Omit all pictures, then retype the data exactly as given.

::::::

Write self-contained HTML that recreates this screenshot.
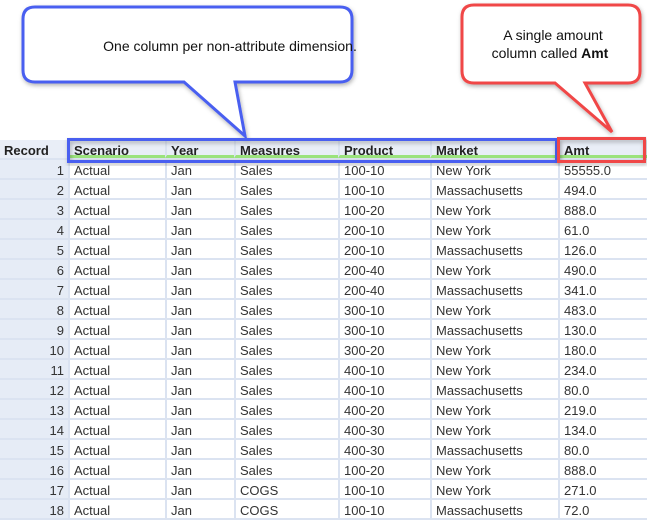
<!DOCTYPE html>
<html><head><meta charset="utf-8"><style>
body{margin:0;width:647px;height:520px;overflow:hidden;background:#fff;font-family:"Liberation Sans",Arial,sans-serif;position:relative}
.g{position:absolute;left:0;top:140px;width:647px}
.r{position:absolute;left:0;width:647px;height:20px;border-bottom:2px solid #dbe3f1;box-sizing:border-box}
.c{position:absolute;top:0;height:18px;line-height:21px;font-size:13px;color:#333;border-left:2px solid #dbe3f1;padding-left:4px;box-sizing:border-box;white-space:nowrap}
.n{position:absolute;left:0;top:0;width:68px;height:18px;background:#e6ecf6;text-align:right;padding-right:4px;box-sizing:border-box;font-size:13px;line-height:21px;color:#333}
.h{background:#e9eef7}
.h .c{font-weight:bold;color:#222;border-bottom:3px solid #9be37c;height:18px;top:0}
</style></head><body>
<div class="g" id="g"></div>
<svg width="647" height="520" style="position:absolute;left:0;top:0">
<defs><filter id="s" x="-10%" y="-10%" width="120%" height="130%"><feDropShadow dx="1" dy="2" stdDeviation="2" flood-opacity="0.3"/></filter></defs>
<path d="M35,7 H340 Q352,7 352,19 V70 Q352,82 340,82 H235 L245,136 L184,82 H35 Q23,82 23,70 V19 Q23,7 35,7 Z" fill="#fff" stroke="#4a5ef0" stroke-width="3" filter="url(#s)"/>
<path d="M474,5 H628 Q640,5 640,17 V71 Q640,83 628,83 H585 L612,132 L555,83 H474 Q462,83 462,71 V17 Q462,5 474,5 Z" fill="#fff" stroke="#f04646" stroke-width="3" filter="url(#s)"/>
<text x="230" y="51" text-anchor="middle" font-family="Liberation Sans, Arial, sans-serif" font-size="14" fill="#111">One column per non-attribute dimension.</text>
<text x="553" y="40" text-anchor="middle" font-family="Liberation Sans, Arial, sans-serif" font-size="14" fill="#111">A single amount</text>
<text x="550" y="58" text-anchor="middle" font-family="Liberation Sans, Arial, sans-serif" font-size="14" fill="#111">column called <tspan font-weight="bold">Amt</tspan></text>
<rect x="68.5" y="139.5" width="488" height="22" fill="none" stroke="#4a5ef0" stroke-width="3" filter="url(#s)"/>
<rect x="558.5" y="138.5" width="86" height="23" fill="none" stroke="#f04646" stroke-width="3" filter="url(#s)"/>
</svg>
<script>
var cols=[68,165,234,338,430,558,647];
var hd=["Scenario","Year","Measures","Product","Market","Amt"];
var d=[["100-10","New York","55555.0"],["100-10","Massachusetts","494.0"],["100-20","New York","888.0"],["200-10","New York","61.0"],["200-10","Massachusetts","126.0"],["200-40","New York","490.0"],["200-40","Massachusetts","341.0"],["300-10","New York","483.0"],["300-10","Massachusetts","130.0"],["300-20","New York","180.0"],["400-10","New York","234.0"],["400-10","Massachusetts","80.0"],["400-20","New York","219.0"],["400-30","New York","134.0"],["400-30","Massachusetts","80.0"],["100-20","New York","888.0"],["100-10","New York","271.0"],["100-10","Massachusetts","72.0"]];
var h='<div class="r h" style="top:0"><div class="n" style="text-align:left;padding-left:4px;font-weight:bold;color:#222;background:#e9eef7">Record</div>';
for(var i=0;i<6;i++)h+='<div class="c" style="left:'+cols[i]+'px;width:'+(cols[i+1]-cols[i])+'px">'+hd[i]+'</div>';
h+='</div>';
for(var r=0;r<18;r++){var v=["Actual","Jan",r<16?"Sales":"COGS",d[r][0],d[r][1],d[r][2]];
h+='<div class="r" style="top:'+(20+r*20)+'px"><div class="n">'+(r+1)+'</div>';
for(var i=0;i<6;i++)h+='<div class="c" style="left:'+cols[i]+'px;width:'+(cols[i+1]-cols[i])+'px">'+v[i]+'</div>';
h+='</div>';}
document.getElementById('g').innerHTML=h;
</script>
</body></html>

::::::

• SOLUTION TO THIS EXERCISE
Write self-contained HTML that recreates this screenshot.
<!DOCTYPE html>
<html><head><meta charset="utf-8"><style>
body{margin:0;width:647px;height:520px;overflow:hidden;background:#fff;font-family:"Liberation Sans",Arial,sans-serif;position:relative}
.g{position:absolute;left:0;top:140px;width:647px}
.r{position:absolute;left:0;width:647px;height:20px;border-bottom:2px solid #dbe3f1;box-sizing:border-box}
.c{position:absolute;top:0;height:18px;line-height:21px;font-size:13px;color:#333;border-left:2px solid #dbe3f1;padding-left:4px;box-sizing:border-box;white-space:nowrap}
.n{position:absolute;left:0;top:0;width:68px;height:18px;background:#e6ecf6;text-align:right;padding-right:4px;box-sizing:border-box;font-size:13px;line-height:21px;color:#333}
.h{background:#e9eef7}
.h .c{font-weight:bold;color:#222;border-bottom:3px solid #9be37c;height:18px;top:0}
</style></head><body>
<div class="g" id="g"></div>
<svg width="647" height="520" style="position:absolute;left:0;top:0">
<defs><filter id="s" x="-10%" y="-10%" width="120%" height="130%"><feDropShadow dx="1" dy="2" stdDeviation="2" flood-opacity="0.3"/></filter></defs>
<path d="M35,7 H340 Q352,7 352,19 V70 Q352,82 340,82 H235 L245,136 L184,82 H35 Q23,82 23,70 V19 Q23,7 35,7 Z" fill="#fff" stroke="#4a5ef0" stroke-width="3" filter="url(#s)"/>
<path d="M474,5 H628 Q640,5 640,17 V71 Q640,83 628,83 H585 L612,132 L555,83 H474 Q462,83 462,71 V17 Q462,5 474,5 Z" fill="#fff" stroke="#f04646" stroke-width="3" filter="url(#s)"/>
<text x="230" y="51" text-anchor="middle" font-family="Liberation Sans, Arial, sans-serif" font-size="14" fill="#111">One column per non-attribute dimension.</text>
<text x="553" y="40" text-anchor="middle" font-family="Liberation Sans, Arial, sans-serif" font-size="14" fill="#111">A single amount</text>
<text x="550" y="58" text-anchor="middle" font-family="Liberation Sans, Arial, sans-serif" font-size="14" fill="#111">column called <tspan font-weight="bold">Amt</tspan></text>
<rect x="68.5" y="139.5" width="488" height="22" fill="none" stroke="#4a5ef0" stroke-width="3" filter="url(#s)"/>
<rect x="558.5" y="138.5" width="86" height="23" fill="none" stroke="#f04646" stroke-width="3" filter="url(#s)"/>
</svg>
<script>
var cols=[68,165,234,338,430,558,647];
var hd=["Scenario","Year","Measures","Product","Market","Amt"];
var d=[["100-10","New York","55555.0"],["100-10","Massachusetts","494.0"],["100-20","New York","888.0"],["200-10","New York","61.0"],["200-10","Massachusetts","126.0"],["200-40","New York","490.0"],["200-40","Massachusetts","341.0"],["300-10","New York","483.0"],["300-10","Massachusetts","130.0"],["300-20","New York","180.0"],["400-10","New York","234.0"],["400-10","Massachusetts","80.0"],["400-20","New York","219.0"],["400-30","New York","134.0"],["400-30","Massachusetts","80.0"],["100-20","New York","888.0"],["100-10","New York","271.0"],["100-10","Massachusetts","72.0"]];
var h='<div class="r h" style="top:0"><div class="n" style="text-align:left;padding-left:4px;font-weight:bold;color:#222;background:#e9eef7">Record</div>';
for(var i=0;i<6;i++)h+='<div class="c" style="left:'+cols[i]+'px;width:'+(cols[i+1]-cols[i])+'px">'+hd[i]+'</div>';
h+='</div>';
for(var r=0;r<18;r++){var v=["Actual","Jan",r<16?"Sales":"COGS",d[r][0],d[r][1],d[r][2]];
h+='<div class="r" style="top:'+(20+r*20)+'px"><div class="n">'+(r+1)+'</div>';
for(var i=0;i<6;i++)h+='<div class="c" style="left:'+cols[i]+'px;width:'+(cols[i+1]-cols[i])+'px">'+v[i]+'</div>';
h+='</div>';}
document.getElementById('g').innerHTML=h;
</script>
</body></html>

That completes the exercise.